MATERIAL PROVIDED:
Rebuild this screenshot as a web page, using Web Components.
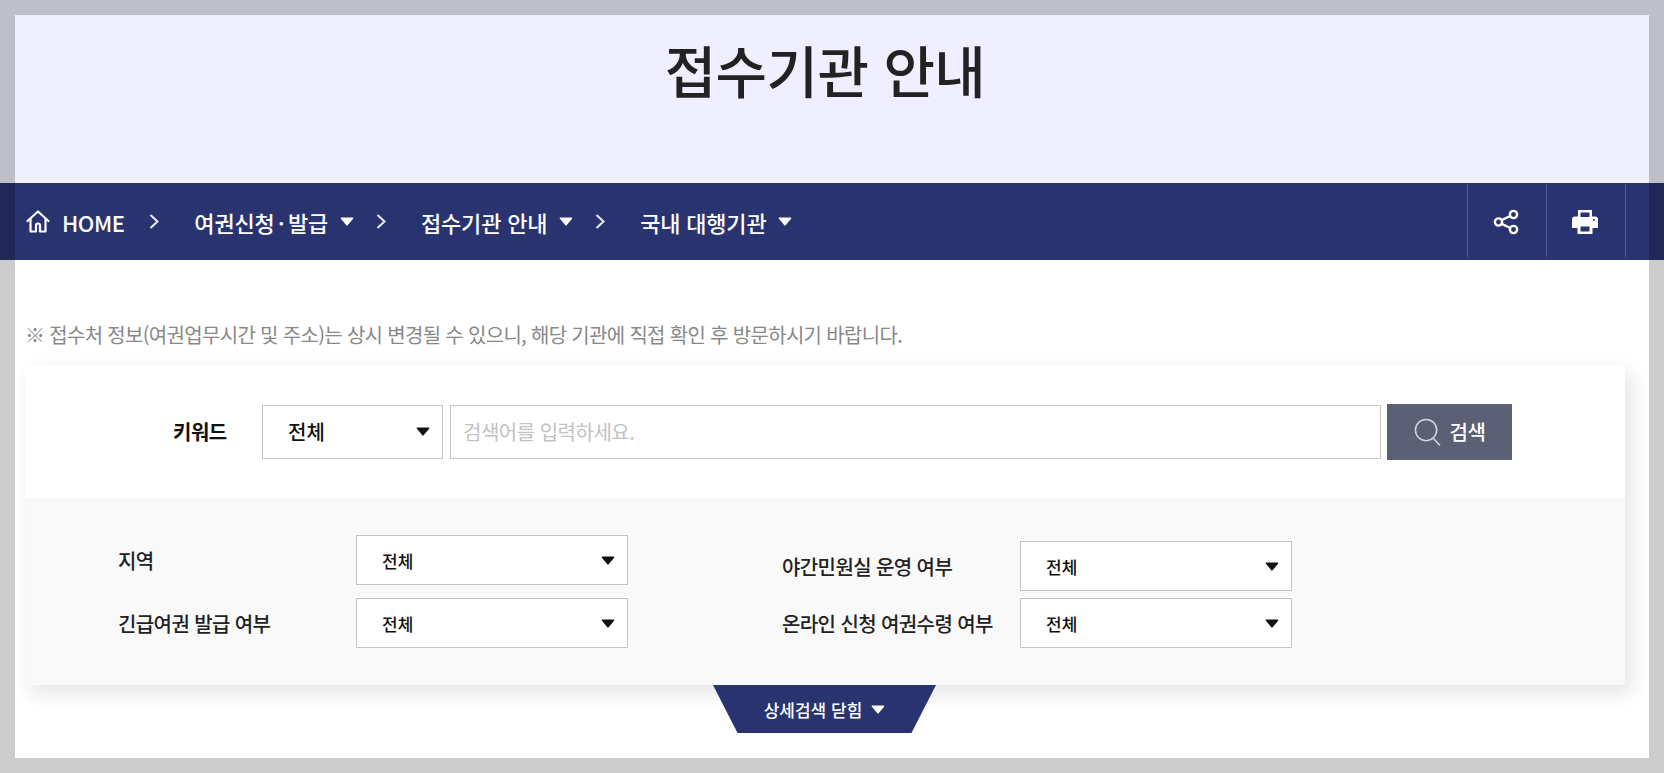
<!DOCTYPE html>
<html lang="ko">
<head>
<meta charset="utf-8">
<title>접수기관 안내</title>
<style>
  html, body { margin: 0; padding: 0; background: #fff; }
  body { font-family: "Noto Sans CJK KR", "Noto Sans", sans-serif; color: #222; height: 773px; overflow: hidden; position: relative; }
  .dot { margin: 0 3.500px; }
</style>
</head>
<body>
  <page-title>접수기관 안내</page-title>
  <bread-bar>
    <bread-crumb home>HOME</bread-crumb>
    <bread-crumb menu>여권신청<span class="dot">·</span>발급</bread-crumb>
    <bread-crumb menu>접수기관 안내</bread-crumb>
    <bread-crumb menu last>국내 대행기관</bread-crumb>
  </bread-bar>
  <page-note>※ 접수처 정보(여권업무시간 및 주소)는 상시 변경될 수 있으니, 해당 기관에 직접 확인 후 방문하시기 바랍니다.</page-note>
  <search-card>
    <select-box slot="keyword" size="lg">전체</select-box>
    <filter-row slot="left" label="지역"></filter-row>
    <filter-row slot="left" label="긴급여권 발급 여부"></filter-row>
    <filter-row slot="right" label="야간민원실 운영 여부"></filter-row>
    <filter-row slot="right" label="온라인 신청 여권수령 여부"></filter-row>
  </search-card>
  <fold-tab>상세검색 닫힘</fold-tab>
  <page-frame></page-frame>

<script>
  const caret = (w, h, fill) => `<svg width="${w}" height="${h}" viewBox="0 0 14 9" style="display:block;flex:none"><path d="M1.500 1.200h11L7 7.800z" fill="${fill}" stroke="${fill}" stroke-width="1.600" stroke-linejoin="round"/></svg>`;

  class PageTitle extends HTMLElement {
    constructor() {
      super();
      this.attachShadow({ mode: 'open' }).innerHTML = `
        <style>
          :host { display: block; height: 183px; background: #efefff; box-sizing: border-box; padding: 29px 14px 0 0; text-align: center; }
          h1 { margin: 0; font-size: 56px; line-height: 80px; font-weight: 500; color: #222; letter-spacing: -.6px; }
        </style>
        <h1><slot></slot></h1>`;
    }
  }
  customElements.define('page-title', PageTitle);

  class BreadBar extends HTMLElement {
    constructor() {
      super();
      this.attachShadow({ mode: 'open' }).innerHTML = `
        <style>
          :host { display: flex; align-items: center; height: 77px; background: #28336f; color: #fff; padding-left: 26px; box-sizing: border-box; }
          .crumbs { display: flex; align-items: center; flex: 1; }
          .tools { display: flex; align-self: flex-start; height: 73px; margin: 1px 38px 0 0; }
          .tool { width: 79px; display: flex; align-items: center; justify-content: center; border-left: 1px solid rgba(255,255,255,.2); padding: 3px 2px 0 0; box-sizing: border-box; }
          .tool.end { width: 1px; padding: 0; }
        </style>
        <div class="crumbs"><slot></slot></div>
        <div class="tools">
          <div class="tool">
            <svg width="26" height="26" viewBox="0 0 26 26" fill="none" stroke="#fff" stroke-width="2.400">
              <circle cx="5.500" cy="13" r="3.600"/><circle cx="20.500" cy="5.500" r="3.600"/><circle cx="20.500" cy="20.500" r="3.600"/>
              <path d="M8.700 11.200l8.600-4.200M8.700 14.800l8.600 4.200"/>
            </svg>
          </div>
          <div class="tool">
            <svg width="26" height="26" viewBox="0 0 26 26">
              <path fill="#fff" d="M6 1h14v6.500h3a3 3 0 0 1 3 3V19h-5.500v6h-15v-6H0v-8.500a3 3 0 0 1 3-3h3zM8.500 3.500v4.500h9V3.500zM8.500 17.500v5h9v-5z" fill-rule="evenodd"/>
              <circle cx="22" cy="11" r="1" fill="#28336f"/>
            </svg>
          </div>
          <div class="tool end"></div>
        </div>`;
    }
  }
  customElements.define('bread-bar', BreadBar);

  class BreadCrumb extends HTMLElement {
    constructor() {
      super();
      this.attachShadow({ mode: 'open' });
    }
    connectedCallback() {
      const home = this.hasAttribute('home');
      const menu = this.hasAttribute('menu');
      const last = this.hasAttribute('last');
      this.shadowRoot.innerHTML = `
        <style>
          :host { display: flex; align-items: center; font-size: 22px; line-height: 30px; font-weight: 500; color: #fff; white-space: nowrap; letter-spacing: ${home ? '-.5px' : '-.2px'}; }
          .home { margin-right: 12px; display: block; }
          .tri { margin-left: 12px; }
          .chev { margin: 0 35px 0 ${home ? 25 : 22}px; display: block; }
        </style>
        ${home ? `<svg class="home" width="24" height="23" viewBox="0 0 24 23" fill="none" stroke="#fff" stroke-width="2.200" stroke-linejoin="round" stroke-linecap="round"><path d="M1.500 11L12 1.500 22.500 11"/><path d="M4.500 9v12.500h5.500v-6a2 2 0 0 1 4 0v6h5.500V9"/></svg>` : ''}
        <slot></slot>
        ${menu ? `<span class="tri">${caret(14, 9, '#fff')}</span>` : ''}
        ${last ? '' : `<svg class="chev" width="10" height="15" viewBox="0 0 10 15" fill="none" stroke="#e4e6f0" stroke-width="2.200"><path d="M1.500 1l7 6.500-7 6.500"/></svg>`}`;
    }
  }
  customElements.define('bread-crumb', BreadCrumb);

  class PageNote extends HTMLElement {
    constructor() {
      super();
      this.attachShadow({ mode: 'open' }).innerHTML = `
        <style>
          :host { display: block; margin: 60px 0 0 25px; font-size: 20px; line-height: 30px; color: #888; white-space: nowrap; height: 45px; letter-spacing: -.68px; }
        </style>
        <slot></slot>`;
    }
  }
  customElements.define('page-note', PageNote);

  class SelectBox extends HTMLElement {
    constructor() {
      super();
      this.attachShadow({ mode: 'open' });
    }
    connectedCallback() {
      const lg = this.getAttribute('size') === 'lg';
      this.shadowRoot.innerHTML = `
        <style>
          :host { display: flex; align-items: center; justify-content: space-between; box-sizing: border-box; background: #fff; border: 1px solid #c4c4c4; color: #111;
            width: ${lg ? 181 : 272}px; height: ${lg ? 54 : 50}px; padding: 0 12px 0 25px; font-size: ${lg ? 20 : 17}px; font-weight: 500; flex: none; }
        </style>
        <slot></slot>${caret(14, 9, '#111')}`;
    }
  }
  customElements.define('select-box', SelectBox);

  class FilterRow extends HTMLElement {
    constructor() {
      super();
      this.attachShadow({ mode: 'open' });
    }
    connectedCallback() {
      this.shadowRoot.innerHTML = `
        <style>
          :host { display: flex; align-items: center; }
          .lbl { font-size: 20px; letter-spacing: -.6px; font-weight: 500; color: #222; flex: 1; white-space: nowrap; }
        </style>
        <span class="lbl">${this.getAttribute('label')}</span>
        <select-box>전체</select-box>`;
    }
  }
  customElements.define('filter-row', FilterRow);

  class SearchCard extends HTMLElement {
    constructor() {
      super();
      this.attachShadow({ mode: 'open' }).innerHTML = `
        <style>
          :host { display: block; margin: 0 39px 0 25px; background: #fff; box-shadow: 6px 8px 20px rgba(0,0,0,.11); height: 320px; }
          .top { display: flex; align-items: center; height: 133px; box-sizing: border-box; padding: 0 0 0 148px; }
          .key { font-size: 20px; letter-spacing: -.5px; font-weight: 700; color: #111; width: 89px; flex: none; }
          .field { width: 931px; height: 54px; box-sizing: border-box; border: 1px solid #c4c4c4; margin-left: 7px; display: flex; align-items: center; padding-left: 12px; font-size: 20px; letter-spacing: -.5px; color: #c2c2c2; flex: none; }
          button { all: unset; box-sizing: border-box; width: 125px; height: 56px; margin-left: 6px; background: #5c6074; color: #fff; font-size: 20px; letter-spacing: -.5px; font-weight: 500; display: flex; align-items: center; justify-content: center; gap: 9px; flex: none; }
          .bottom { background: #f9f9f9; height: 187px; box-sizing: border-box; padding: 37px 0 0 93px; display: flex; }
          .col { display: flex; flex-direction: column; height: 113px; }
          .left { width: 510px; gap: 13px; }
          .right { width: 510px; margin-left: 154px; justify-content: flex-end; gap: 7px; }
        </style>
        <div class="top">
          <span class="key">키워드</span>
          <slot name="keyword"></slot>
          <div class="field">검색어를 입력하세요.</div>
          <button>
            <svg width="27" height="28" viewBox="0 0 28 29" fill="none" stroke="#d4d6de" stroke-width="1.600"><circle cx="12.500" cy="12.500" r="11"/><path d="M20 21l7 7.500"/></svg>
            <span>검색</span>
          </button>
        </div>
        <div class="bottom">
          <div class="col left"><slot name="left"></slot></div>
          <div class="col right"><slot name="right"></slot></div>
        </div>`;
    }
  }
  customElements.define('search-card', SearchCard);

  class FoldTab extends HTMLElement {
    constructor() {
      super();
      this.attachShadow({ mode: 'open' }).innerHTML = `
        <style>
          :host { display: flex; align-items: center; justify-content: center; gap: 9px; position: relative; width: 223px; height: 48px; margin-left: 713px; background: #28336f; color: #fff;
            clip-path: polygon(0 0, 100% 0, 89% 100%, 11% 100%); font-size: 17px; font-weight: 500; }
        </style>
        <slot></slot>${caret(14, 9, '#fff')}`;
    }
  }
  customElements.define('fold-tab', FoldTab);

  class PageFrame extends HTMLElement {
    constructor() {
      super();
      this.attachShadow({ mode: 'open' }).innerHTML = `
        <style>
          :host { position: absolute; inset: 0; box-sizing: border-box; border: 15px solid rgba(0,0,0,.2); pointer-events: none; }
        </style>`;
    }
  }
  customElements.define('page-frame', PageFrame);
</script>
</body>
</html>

TASK DETAILS:
From the first line of the material down to the line containing "<page-frame></page-frame>", inclusive, return each line exactly, skipping any picture.

FULL OUTPUT:
Rebuild this screenshot as a web page, using Web Components.
<!DOCTYPE html>
<html lang="ko">
<head>
<meta charset="utf-8">
<title>접수기관 안내</title>
<style>
  html, body { margin: 0; padding: 0; background: #fff; }
  body { font-family: "Noto Sans CJK KR", "Noto Sans", sans-serif; color: #222; height: 773px; overflow: hidden; position: relative; }
  .dot { margin: 0 3.500px; }
</style>
</head>
<body>
  <page-title>접수기관 안내</page-title>
  <bread-bar>
    <bread-crumb home>HOME</bread-crumb>
    <bread-crumb menu>여권신청<span class="dot">·</span>발급</bread-crumb>
    <bread-crumb menu>접수기관 안내</bread-crumb>
    <bread-crumb menu last>국내 대행기관</bread-crumb>
  </bread-bar>
  <page-note>※ 접수처 정보(여권업무시간 및 주소)는 상시 변경될 수 있으니, 해당 기관에 직접 확인 후 방문하시기 바랍니다.</page-note>
  <search-card>
    <select-box slot="keyword" size="lg">전체</select-box>
    <filter-row slot="left" label="지역"></filter-row>
    <filter-row slot="left" label="긴급여권 발급 여부"></filter-row>
    <filter-row slot="right" label="야간민원실 운영 여부"></filter-row>
    <filter-row slot="right" label="온라인 신청 여권수령 여부"></filter-row>
  </search-card>
  <fold-tab>상세검색 닫힘</fold-tab>
  <page-frame></page-frame>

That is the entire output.